Kae Learns in Public

Thoughts on M/M Romance and Gay Lit Debates

Saw yet another discussion on the perceived gap between M/M Romance and Gay Lit. This blog post by Marshall Thorton does a nice job laying out some of the genre differences.

Romance is primarily a genre focus on the development of monogamous relationships. The overall arc often includes:

  1. A meeting or other connection
  2. A set of conflicts that elaborate on or resolve differences
  3. A core conflict that must be resolved in order for the couple to get together
  4. Finally, a happily ever after or happily for now ending

There are, of course, a lot of variations on this, including polyamorous romance and asexual romance (aromantic romance?, nerodivergent romance?). Mainstream romance tends to follow from the cultural assumption that one's primary sexual partner is also going to be one's primary emotional partner. So a key historical difference is that this has only been legally and culturally supported for heterosexual relationships. Queer relationships have been significantly less supported. It is very nice that there has been a lot of effort to reclaim romance and long-term monogamy for groups that have been previously unsupported. But often this feels like a "one size fits most" effort.

One historical difference is that LGBTQ people who were adults before Obergefell often ended up creating a wide variety of relationship structures that are still not fully recognized within the romance publishing space. Many did have monogamous long-term relationships that, for all intents and purposes, were marriages regardless of state and federal law. (I'm strongly of the opinion that marriage should be defined by a person's community rather than law.) Some people are "monogamish" or non-monogamous. Others put our emotional energy into family of choice and activism networks. For others, our primary emotional connections were intergenerational, sometimes platonic.

And I want to add here that none of these things are unique to LGBTQ people. Just that the LGBTQ community was a lot more open to self-defined family and relationships than mainstream culture at the time.

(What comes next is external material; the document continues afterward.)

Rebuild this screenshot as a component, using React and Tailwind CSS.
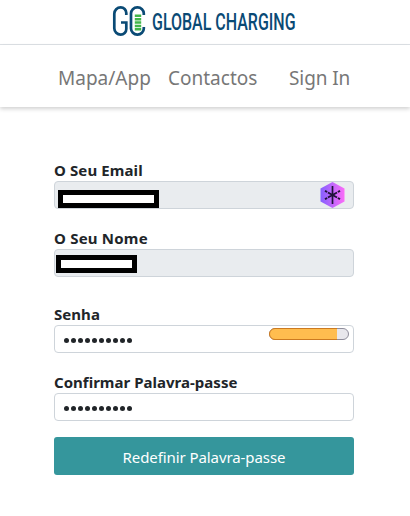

Something else that falls outside of the domain of romance fiction are stories featuring LGBTQ people that don't center on the development of a relationship. These may include romance as a subplot, but the primary action is on building a new community, saving the universe, facing injustice, solving a mystery, surviving hardship, or some other conflict. My primary interest is in queer and trans feminist science fiction. A lot of that tries to imagine settings that have gone well beyond the perpetual current sniping between political conservatives and liberals regarding LGBTQ rights.

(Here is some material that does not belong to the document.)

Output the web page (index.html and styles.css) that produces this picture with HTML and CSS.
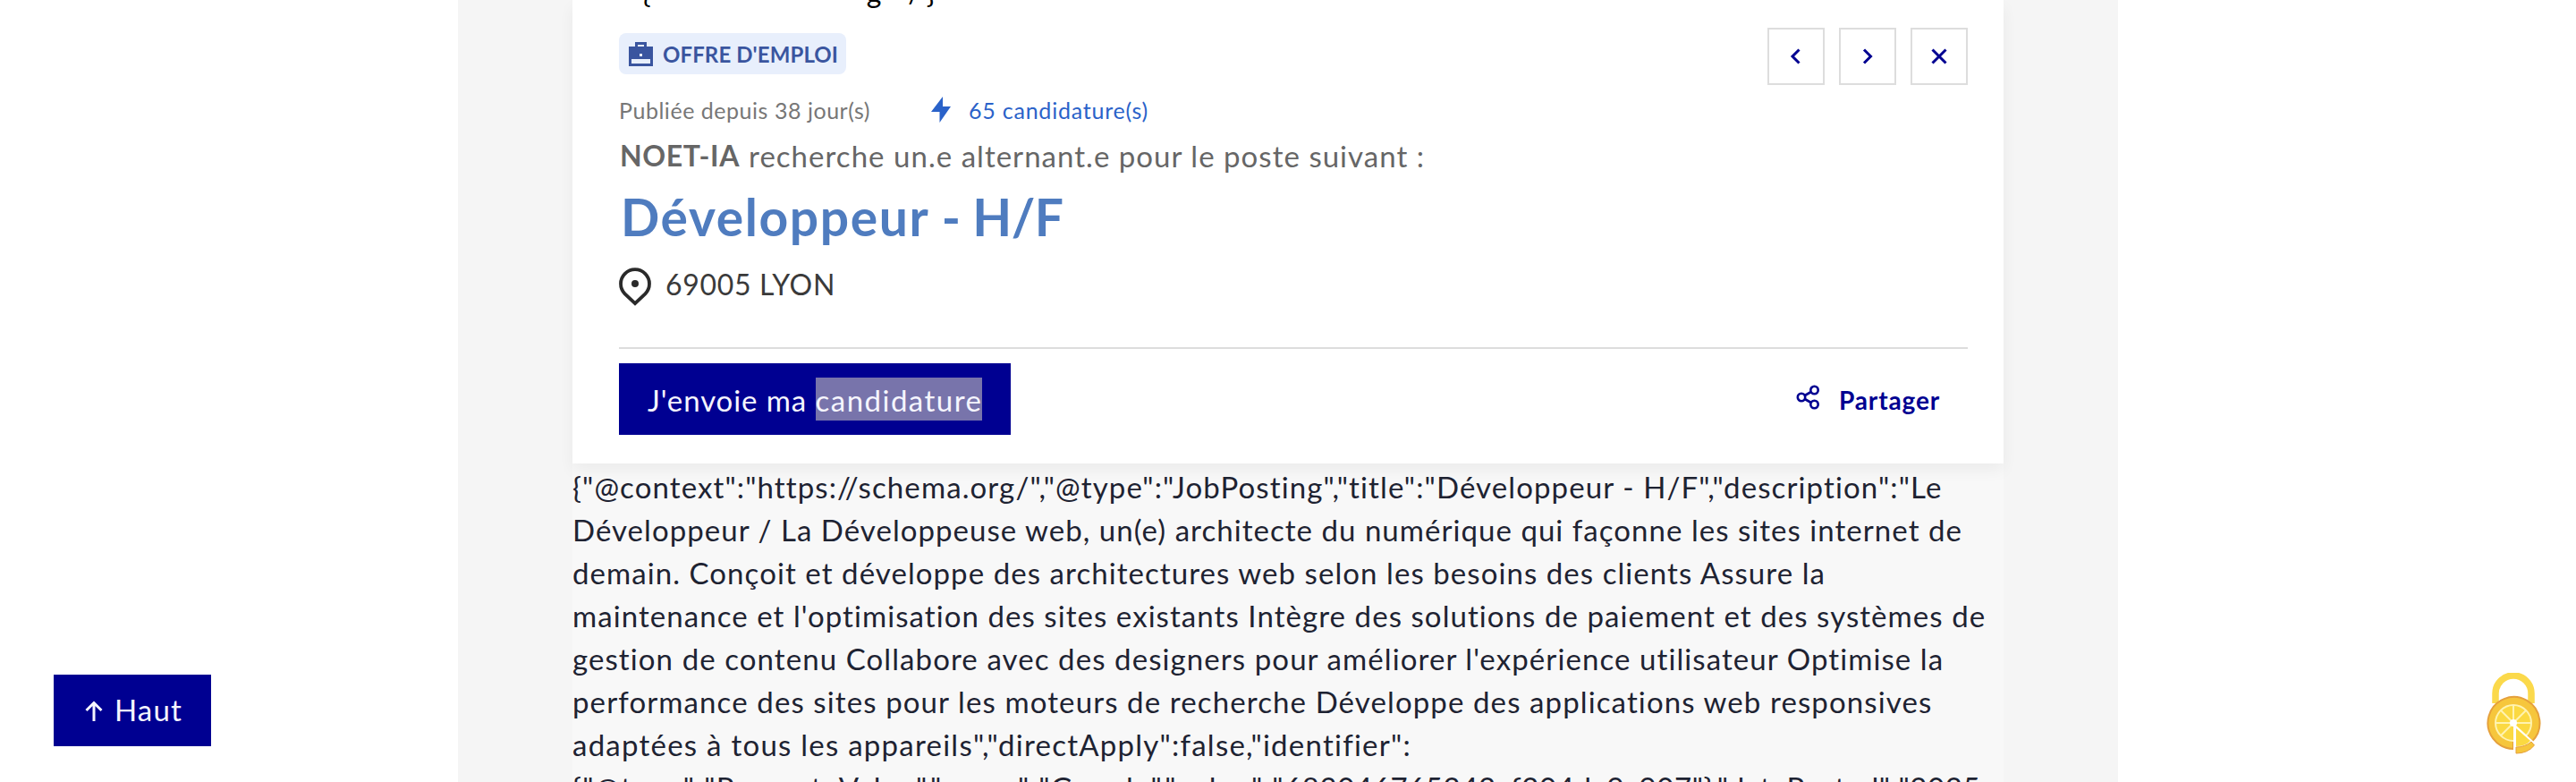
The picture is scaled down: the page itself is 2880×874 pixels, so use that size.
FILE: index.html
```html
<!DOCTYPE html>
<html lang="fr">
<head>
<meta charset="utf-8">
<title>Développeur - H/F</title>
<link rel="stylesheet" href="styles.css">
</head>
<body>
<main class="page">
  <article class="offer">
    <header class="card">
      <div class="prev"><span class="p1">{</span><span class="p2">g</span><span class="p3">/</span><span class="p4">}</span></div>
      <div class="top">
        <div class="badge">
          <svg class="case" viewBox="0 0 27 27"><path d="M7 5V0h13v5h7v22H0V5zm3 0h7V3h-7zM3 19v5h21v-5zm9-6v3h3v-3z" fill="#3a559f" fill-rule="evenodd"/></svg>
          <span class="t-badge">OFFRE D'EMPLOI</span>
        </div>
        <nav class="nav">
          <a class="sq"><svg viewBox="0 0 24 24"><path d="M15.500 4.500 8 12l7.500 7.500"/></svg></a>
          <a class="sq"><svg viewBox="0 0 24 24"><path d="M8 4.500 15.500 12 8 19.500"/></svg></a>
          <a class="sq"><svg viewBox="0 0 24 24"><path d="m4.500 4.500 15 15m0-15-15 15"/></svg></a>
        </nav>
      </div>
      <div class="meta">
        <span class="t-pub">Publiée depuis 38 jour(s)</span>
        <svg class="bolt" viewBox="0 0 22 29"><path d="M13 0v11h9L9.500 29V17H0z" fill="#2a62c9"/></svg>
        <span class="t-cand">65 candidature(s)</span>
      </div>
      <p class="intro"><b class="t-co">NOET-IA</b><span class="t-intro">recherche un.e alternant.e pour le poste suivant :</span></p>
      <h1 class="title"><span class="role">Développeur</span> - H/F</h1>
      <div class="place">
        <svg class="pin" viewBox="0 0 36 43"><path d="M18 40.200 6.600 29.400a16 16 0 1 1 22.800 0z" fill="none" stroke="#2a2a2a" stroke-width="3.800"/><circle cx="18" cy="18" r="4" fill="#2a2a2a"/></svg>
        <span class="t-place">69005 LYON</span>
      </div>
      <div class="actions">
        <a class="apply"><span class="t-ap1">J'envoie ma&nbsp;</span><mark class="t-ap2">candidature</mark></a>
        <a class="share">
          <svg class="net" viewBox="0 0 27 28" fill="none" stroke="#000091" stroke-width="2.600"><circle cx="6" cy="14" r="4.200"/><circle cx="20.500" cy="6" r="4.200"/><circle cx="20.500" cy="22" r="4.200"/><path d="m9.800 12 7-4M9.800 16l7 4"/></svg>
          <span class="t-share">Partager</span>
        </a>
      </div>
    </header>
    <div class="json">
      <span class="line l1">{"@context":"https://schema.org/","@type":"JobPosting","title":"Développeur - H/F","description":"Le</span>
      <span class="line l2">Développeur / La Développeuse web, un(e) architecte du numérique qui façonne les sites internet de</span>
      <span class="line l3">demain. Conçoit et développe des architectures web selon les besoins des clients Assure la</span>
      <span class="line l4">maintenance et l'optimisation des sites existants Intègre des solutions de paiement et des systèmes de</span>
      <span class="line l5">gestion de contenu Collabore avec des designers pour améliorer l'expérience utilisateur Optimise la</span>
      <span class="line l6">performance des sites pour les moteurs de recherche Développe des applications web responsives</span>
      <span class="line l7">adaptées à tous les appareils","directApply":false,"identifier":</span>
      <span class="line"><span class="l8a">{"@type":"PropertyValue","name":"Google","value":"</span><span class="l8b">683046765242cf204da9c907"},"datePosted":"2025-</span></span>
    </div>
  </article>
</main>
<a class="up"><svg viewBox="0 0 20 23"><path d="M10 23V2M1.500 11 10 2.500l8.500 8.500" fill="none" stroke="#f5f5fe" stroke-width="3"/></svg><span class="t-up">Haut</span></a>
<a class="cookies">
  <svg viewBox="0 0 64 94">
    <path d="M12 34V23a20 20 0 0 1 40 0v11" fill="none" stroke="#fbd94b" stroke-width="7.500"/>
    <path d="M32 56V85A29 29 0 1 1 53 76.500z" fill="#f6c63c" stroke="#e5a03c" stroke-width="2"/>
    <circle cx="32" cy="56" r="20" fill="#fbd941" stroke="#fff3b0" stroke-width="2"/>
    <path d="M32 36v20M12 56h40M18 42l14 14M46 42 32 56M18 70l14-14" stroke="#fff3b0" stroke-width="2"/>
    <path d="M32 56v31h2l22-9z" fill="#fff"/>
    <path d="M35 62v20q11 0 16-6z" fill="#fbd941"/>
    <path d="M35 83v7q13 0 20.500-9L52 77q-7 6-17 6z" fill="#f6c63c" stroke="#e5a03c" stroke-width="1"/>
    <circle cx="32" cy="56" r="4" fill="#fff"/>
  </svg>
</a>
</body>
</html>
```
FILE: styles.css
```css
* { box-sizing: border-box; }
body { margin: 0; height: 874px; overflow: hidden; background: #fff; font-family: Lato, "Open Sans", sans-serif; font-size: 33px; line-height: 48px; color: #1e2332; }
.page { width: 1856px; height: 874px; margin: 0 auto; padding: 0 128px; background: #f5f5f5; overflow: hidden; }
.offer { background: #f8f8f8; height: 874px; }
.card { position: relative; height: 518px; padding: 0 40px 0 52px; background: #fff; box-shadow: 0 8px 16px rgba(0,0,0,.05); }
.prev { height: 31px; padding-left: 26px; display: flex; font-size: 32px; line-height: 32px; color: #000; overflow: hidden; }
.prev span { margin-top: -25px; }
.p2 { margin-left: 241px; }
.p3 { margin-left: 30px; }
.p4 { margin-left: 6px; }
.top { display: flex; justify-content: space-between; height: 64px; }
.badge { display: flex; align-items: center; width: 254px; height: 46px; margin-top: 6px; padding-left: 11px; border-radius: 8px; background: #e8effc; color: #3a559f; font-size: 24px; font-weight: 700; }
.case { width: 27px; height: 27px; margin-right: 11px; }
.t-badge { padding-top: 1px; letter-spacing: .1px; }
.nav { display: flex; gap: 16px; }
.sq { display: flex; align-items: center; justify-content: center; width: 64px; height: 64px; border: 2px solid #ddd; }
.sq svg { width: 24px; height: 24px; fill: none; stroke: #000091; stroke-width: 3; }
.meta { display: flex; align-items: center; height: 55px; font-size: 25px; color: #777; }
.t-pub { letter-spacing: .533px; }
.bolt { width: 22px; height: 29px; margin-left: 68px; }
.t-cand { margin-left: 20px; color: #2a62c9; letter-spacing: .774px; }
.intro { display: flex; gap: 10px; height: 48px; margin: 0; color: #666; padding-left: 1px; }
.t-co { font-size: 32px; letter-spacing: .6px; }
.t-intro { letter-spacing: 1.028px; }
.title { margin: 0; height: 88px; padding-left: 2px; line-height: 88px; font-size: 57px; letter-spacing: -.4px; color: #4f7cbf; }
.role { letter-spacing: 1.6px; }
.place { display: flex; align-items: center; height: 64px; color: #3a3a3a; }
.pin { width: 36px; height: 43px; margin-top: 4px; margin-right: 16px; }
.t-place { font-size: 32px; letter-spacing: .68px; }
.actions { display: flex; justify-content: space-between; margin-top: 38px; padding-top: 16px; border-top: 2px solid #ddd; }
.apply { display: flex; align-items: center; width: 438px; height: 80px; padding-left: 32px; background: #000091; color: #f5f5fe; }
.apply span, .apply mark { height: 48px; line-height: 51px; }
.apply mark { background: #7874ab; color: #f5f5fe; }
.t-ap1 { letter-spacing: .912px; }
.t-ap2 { letter-spacing: 1.487px; }
.share { display: flex; align-items: center; height: 76px; margin-right: 31px; color: #000091; font-size: 28px; font-weight: 700; }
.net { width: 27px; height: 28px; margin-right: 21px; }
.t-share { padding-top: 5px; letter-spacing: .861px; }
.json { padding-top: 2px; display: flex; flex-direction: column; align-items: flex-start; }
.line { flex: none; height: 48px; white-space: nowrap; }
.l1 { letter-spacing: 1.114px; }
.l2 { letter-spacing: 1.041px; }
.l3 { letter-spacing: 1.066px; }
.l4 { letter-spacing: 1.067px; }
.l5 { letter-spacing: 1.088px; }
.l6 { letter-spacing: 1.110px; }
.l7 { letter-spacing: 1.244px; }
.l8a { letter-spacing: 1.412px; }
.l8b { letter-spacing: .591px; }
.card span, .card mark { white-space: nowrap; }
.up { position: absolute; left: 60px; top: 754px; display: flex; align-items: center; width: 176px; height: 80px; padding-left: 35px; background: #000091; color: #f5f5fe; }
.up svg { width: 20px; height: 23px; margin-right: 13px; }
.t-up { padding-bottom: 2px; letter-spacing: 1.167px; }
.cookies { position: absolute; left: 2778px; top: 752px; }
.cookies svg { display: block; width: 64px; height: 94px; }
```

It occurs to me that this sort of conflict between what we are looking for informs some of the debate about contemporary television properties. Stranger Things drew a lot of drama because Will didn't have an endgame relationship. I found this a little bit odd because very few of the teen characters got endgame relationships. And Will got exactly what I always wanted as a Reagan-era surviving queer teen: superpowers and an opportunity to move out of Indiana. I realized that some people were really disappointed by the lack of M/M romance, while others were happy to see a gay superhero/survivor story. The survivor narrative is important because in 80s horror fiction, sympathetic gay-coded characters rarely lived past Act 2.

Both are good, and perhaps a solution is, as Thorton suggests, more explicit labeling about which kind of story you're looking at.